Workers need more freedom and democracy in the workplace, not less.

Our current system is extraordinarily un-free. It prohibits workers from engaging in strikes to support workers at other firms, prohibits supervisors from joining unions along with the workers they supervise, and authorizes states to prohibit companies from agreeing to closed union-only shops.

Together these prohibitions represent substantial infringements on workers’ rights to free association and freedom of action. They are fundamentally untenable, unfair and un-American. Our current regulation of unions is anything but democratic.

There are many possible models for workplace democracy, but some form of workplace democracy is a progressive must-have for 2016. Signing up for a union should be as easy as open enrollment for health and pension plans. Every year or two, all workers in all workplaces – in all states – should be given the opportunity to vote for representation.

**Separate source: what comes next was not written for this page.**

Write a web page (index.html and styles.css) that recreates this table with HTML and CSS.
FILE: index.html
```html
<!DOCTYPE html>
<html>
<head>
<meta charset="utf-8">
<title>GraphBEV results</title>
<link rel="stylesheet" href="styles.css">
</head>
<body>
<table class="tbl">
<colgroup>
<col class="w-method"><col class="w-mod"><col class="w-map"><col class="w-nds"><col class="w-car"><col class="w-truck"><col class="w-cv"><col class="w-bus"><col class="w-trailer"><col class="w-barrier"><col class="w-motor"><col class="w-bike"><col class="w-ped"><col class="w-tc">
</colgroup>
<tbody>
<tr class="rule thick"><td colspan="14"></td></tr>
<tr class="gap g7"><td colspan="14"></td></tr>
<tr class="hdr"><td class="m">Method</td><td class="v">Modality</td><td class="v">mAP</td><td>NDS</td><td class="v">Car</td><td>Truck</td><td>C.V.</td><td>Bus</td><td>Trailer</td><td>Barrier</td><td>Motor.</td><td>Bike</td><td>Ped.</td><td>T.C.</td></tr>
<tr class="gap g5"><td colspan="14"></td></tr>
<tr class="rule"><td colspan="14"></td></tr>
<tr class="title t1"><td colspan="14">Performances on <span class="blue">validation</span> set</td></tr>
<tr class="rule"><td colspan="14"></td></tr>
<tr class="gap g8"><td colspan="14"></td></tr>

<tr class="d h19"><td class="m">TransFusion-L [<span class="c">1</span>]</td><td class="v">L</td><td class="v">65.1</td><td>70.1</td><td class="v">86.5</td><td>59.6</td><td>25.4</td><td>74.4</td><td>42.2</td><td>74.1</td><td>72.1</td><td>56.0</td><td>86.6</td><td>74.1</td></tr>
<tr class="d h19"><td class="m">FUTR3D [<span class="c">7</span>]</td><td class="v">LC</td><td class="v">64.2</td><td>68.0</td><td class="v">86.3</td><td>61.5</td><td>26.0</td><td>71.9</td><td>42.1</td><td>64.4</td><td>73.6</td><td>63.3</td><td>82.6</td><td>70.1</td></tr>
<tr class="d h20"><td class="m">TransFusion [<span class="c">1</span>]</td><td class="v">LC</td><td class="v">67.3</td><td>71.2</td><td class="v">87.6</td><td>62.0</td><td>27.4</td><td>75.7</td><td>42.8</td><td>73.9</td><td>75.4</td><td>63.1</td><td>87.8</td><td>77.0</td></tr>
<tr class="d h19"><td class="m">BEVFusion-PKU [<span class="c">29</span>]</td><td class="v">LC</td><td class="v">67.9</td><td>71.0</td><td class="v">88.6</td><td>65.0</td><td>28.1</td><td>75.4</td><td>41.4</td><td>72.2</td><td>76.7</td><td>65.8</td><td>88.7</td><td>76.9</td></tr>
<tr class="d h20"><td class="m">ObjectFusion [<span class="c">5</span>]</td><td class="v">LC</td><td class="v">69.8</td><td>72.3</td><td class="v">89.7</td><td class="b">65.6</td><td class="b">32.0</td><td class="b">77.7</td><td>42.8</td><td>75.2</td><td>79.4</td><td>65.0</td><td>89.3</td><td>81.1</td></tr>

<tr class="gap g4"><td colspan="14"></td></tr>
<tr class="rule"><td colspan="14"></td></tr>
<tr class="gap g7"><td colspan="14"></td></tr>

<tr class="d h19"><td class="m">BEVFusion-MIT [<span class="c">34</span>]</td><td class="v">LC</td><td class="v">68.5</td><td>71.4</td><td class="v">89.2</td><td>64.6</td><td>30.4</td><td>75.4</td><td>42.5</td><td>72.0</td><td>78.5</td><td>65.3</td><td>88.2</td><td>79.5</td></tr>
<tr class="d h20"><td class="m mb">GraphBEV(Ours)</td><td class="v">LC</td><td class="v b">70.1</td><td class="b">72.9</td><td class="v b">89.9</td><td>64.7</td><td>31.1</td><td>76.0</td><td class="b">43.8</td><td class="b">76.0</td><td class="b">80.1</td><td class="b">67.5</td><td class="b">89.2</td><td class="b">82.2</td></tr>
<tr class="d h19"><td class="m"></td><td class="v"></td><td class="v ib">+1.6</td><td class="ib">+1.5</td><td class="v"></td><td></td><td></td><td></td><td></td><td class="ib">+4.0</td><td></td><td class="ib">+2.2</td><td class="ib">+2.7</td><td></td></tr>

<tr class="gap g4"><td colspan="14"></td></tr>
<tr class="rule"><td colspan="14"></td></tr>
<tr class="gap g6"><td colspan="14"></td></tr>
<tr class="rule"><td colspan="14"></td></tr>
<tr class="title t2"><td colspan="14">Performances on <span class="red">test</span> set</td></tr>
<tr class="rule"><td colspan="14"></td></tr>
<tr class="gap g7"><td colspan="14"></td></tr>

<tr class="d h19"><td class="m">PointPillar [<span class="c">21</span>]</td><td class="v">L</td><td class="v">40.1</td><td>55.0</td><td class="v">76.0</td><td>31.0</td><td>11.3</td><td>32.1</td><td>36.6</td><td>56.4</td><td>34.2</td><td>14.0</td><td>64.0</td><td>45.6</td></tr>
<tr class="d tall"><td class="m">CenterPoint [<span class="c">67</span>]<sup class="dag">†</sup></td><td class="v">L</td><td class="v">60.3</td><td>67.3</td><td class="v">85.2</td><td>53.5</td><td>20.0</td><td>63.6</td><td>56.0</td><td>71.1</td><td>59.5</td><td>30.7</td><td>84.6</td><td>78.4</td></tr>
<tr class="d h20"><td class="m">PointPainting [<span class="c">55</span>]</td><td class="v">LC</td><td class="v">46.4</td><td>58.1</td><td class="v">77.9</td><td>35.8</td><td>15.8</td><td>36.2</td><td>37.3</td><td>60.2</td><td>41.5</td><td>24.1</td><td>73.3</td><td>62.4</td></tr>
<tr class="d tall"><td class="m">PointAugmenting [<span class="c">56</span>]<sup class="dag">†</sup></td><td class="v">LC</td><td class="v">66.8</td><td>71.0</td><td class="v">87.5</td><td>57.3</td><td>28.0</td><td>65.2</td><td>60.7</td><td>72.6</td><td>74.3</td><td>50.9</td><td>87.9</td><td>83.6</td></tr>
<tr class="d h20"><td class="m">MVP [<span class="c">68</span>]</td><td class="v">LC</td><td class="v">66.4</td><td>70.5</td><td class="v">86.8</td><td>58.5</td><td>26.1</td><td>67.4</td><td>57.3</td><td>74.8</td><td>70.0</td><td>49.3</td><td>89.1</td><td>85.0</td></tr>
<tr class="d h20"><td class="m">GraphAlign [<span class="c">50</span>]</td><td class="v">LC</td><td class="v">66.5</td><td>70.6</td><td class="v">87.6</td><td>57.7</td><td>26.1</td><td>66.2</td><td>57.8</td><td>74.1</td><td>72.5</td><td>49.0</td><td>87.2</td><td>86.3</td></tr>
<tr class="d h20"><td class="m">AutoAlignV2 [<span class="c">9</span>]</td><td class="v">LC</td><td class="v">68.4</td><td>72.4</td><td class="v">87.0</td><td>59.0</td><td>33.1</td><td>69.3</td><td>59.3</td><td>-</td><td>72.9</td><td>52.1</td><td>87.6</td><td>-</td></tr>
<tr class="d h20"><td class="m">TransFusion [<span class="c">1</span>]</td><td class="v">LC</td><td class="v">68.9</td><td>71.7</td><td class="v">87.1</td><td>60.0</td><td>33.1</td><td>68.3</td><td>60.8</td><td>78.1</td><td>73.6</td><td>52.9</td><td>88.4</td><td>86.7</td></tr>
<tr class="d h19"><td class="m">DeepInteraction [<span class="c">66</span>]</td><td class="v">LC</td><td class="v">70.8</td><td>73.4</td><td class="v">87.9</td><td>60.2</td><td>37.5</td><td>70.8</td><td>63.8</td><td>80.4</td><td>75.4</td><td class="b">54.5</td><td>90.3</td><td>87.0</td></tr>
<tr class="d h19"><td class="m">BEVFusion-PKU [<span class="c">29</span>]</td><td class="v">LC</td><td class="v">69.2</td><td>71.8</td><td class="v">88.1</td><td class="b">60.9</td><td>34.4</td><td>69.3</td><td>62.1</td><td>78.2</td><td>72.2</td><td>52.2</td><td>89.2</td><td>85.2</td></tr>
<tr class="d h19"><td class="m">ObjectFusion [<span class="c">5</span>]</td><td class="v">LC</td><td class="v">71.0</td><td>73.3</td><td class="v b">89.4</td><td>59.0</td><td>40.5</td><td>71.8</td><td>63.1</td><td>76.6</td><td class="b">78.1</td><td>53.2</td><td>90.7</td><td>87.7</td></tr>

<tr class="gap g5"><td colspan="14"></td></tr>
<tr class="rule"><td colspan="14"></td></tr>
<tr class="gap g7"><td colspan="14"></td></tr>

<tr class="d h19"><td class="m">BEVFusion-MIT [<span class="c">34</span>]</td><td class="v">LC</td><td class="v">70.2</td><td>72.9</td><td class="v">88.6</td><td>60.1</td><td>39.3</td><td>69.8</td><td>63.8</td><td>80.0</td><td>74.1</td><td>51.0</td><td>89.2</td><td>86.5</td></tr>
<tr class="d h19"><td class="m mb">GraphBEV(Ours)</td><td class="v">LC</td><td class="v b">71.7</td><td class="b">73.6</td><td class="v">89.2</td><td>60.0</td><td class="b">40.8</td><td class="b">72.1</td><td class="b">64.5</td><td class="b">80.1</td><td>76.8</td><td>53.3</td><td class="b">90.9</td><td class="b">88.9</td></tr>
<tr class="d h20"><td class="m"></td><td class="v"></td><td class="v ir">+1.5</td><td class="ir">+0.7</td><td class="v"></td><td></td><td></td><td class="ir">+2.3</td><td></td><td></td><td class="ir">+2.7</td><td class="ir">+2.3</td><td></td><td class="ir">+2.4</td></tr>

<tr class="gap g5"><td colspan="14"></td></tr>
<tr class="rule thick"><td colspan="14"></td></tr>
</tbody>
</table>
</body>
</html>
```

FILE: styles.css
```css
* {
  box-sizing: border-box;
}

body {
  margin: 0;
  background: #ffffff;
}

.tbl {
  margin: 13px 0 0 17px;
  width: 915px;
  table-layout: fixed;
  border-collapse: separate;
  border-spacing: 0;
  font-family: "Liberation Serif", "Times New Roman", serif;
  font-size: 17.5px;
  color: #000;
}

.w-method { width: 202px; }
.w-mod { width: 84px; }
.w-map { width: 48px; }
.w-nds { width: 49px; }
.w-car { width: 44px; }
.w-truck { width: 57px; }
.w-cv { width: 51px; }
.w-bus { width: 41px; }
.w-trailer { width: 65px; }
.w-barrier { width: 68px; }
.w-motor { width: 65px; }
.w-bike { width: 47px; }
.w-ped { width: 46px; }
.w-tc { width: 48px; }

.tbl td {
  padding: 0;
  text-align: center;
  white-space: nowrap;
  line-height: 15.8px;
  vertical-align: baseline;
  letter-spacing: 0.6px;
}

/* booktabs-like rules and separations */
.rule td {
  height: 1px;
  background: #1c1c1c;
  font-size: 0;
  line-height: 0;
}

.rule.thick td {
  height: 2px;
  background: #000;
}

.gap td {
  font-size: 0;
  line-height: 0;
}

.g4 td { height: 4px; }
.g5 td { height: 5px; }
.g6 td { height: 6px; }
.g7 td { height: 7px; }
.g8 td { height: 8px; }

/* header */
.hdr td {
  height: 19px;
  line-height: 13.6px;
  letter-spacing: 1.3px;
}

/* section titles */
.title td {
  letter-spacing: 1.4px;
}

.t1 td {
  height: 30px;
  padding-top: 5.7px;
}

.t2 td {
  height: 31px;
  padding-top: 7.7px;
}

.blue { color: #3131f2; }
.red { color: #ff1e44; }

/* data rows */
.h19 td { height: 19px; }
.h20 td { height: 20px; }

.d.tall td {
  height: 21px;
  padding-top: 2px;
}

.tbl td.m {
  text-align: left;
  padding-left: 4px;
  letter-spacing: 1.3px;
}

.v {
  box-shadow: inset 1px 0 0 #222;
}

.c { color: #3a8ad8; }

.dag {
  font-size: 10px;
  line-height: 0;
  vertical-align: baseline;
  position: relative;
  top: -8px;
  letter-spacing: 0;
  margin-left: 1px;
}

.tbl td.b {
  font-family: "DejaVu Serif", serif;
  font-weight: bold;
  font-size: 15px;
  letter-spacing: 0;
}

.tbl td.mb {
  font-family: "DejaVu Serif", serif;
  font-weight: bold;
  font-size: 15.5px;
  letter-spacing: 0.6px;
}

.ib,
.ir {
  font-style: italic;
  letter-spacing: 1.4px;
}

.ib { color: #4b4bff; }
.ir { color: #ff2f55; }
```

And if workers vote for representation, they should be free to take all reasonable actions that they perceive to be in their own interests. A free economy in a free society requires free workers. Everyone should have the opportunity to join a union, every year. If they did, you can bet that employers would be much more civil in their behavior toward those who make their businesses work.

Notes:

1. Press release of the US Senate Committee on Health, Education, Labor, and Pensions, February 21, 2014, “Alexander Statement on UAW Appeal of Chattanooga VW Vote.”

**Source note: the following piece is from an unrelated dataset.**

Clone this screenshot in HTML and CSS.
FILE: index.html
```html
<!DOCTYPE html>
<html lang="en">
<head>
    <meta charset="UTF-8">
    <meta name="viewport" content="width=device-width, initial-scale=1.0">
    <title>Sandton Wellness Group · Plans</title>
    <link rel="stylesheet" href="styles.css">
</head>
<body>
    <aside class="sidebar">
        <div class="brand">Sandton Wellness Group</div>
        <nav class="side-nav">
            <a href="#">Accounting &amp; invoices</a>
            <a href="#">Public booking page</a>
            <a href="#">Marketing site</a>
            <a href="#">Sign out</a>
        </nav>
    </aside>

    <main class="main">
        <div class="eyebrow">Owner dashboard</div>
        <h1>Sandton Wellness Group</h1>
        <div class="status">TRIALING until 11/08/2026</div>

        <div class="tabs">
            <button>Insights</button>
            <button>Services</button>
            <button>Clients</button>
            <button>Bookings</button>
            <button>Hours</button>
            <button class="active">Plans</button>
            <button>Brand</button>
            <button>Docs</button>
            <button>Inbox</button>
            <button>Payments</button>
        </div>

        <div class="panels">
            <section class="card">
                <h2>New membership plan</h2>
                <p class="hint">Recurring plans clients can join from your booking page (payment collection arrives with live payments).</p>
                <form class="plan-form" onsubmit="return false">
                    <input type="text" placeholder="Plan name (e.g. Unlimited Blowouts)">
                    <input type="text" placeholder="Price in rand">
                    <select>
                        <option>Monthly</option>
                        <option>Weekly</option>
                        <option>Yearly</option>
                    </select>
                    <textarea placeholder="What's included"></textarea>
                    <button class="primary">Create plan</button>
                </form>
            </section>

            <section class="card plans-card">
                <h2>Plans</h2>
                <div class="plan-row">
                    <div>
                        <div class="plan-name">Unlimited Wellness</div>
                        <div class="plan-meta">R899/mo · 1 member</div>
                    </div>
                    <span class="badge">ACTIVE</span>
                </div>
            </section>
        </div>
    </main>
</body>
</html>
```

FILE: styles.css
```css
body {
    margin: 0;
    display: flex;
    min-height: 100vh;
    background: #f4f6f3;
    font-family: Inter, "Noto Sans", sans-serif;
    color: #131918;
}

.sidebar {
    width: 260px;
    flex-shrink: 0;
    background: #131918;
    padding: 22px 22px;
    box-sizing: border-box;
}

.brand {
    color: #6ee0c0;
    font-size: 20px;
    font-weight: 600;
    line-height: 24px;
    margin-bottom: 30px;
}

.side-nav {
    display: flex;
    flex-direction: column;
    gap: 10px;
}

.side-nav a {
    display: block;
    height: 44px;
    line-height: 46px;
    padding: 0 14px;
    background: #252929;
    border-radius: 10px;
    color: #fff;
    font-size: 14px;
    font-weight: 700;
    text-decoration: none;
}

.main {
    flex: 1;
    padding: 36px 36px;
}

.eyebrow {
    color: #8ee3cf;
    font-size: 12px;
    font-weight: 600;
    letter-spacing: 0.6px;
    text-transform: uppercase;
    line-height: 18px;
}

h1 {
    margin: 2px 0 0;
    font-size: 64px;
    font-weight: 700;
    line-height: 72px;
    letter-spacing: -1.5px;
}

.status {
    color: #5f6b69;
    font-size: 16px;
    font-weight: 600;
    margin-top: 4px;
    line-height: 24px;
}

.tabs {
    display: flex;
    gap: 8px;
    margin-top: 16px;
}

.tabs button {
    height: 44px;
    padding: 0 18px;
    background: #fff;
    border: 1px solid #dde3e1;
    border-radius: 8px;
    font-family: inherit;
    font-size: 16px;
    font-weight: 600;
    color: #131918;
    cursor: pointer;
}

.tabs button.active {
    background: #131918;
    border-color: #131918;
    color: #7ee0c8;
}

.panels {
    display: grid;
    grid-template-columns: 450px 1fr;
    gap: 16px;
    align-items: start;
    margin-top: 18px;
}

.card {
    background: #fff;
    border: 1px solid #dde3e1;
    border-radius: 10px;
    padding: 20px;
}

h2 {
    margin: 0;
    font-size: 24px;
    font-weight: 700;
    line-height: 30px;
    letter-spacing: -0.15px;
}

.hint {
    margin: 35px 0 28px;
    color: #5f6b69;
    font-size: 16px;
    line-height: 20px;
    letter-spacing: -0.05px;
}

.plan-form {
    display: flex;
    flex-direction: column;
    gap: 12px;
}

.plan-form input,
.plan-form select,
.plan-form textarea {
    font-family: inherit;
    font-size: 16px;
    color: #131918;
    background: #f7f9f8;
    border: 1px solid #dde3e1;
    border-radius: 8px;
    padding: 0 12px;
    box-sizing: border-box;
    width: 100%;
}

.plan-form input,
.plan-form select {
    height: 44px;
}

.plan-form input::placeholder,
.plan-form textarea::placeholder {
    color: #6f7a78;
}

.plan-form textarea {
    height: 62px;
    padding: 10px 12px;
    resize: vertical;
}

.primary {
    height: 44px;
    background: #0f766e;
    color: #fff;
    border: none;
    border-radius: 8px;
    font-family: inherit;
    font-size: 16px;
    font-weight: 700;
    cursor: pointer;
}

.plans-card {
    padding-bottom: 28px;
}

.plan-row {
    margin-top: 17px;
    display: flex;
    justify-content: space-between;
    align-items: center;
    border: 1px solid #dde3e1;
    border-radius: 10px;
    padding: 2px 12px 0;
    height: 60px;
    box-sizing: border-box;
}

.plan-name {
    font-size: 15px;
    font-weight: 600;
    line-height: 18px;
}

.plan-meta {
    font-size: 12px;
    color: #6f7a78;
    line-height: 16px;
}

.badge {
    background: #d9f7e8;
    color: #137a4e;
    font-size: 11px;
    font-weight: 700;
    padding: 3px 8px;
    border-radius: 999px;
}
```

2. BLS Local Area Employment Statistics, Employment Status of the Civilian Noninstitutional Population, Annual Averages, 2013.

3. National Right to Work Legal Defense Foundation, Right to Work States, retrieved April 4, 1014.

4. Barry Hirsch and David Macpherson, unionstats.com, Union Membership, Coverage, Density and Employment by State, 2013.

5. National Right to Work Legal Defense Foundation press release, Volkswagen Workers’ Brief Blasts UAW Bosses’ Desperate and Delusional Attempt to Silence Dissenting Employees, April 3, 2014.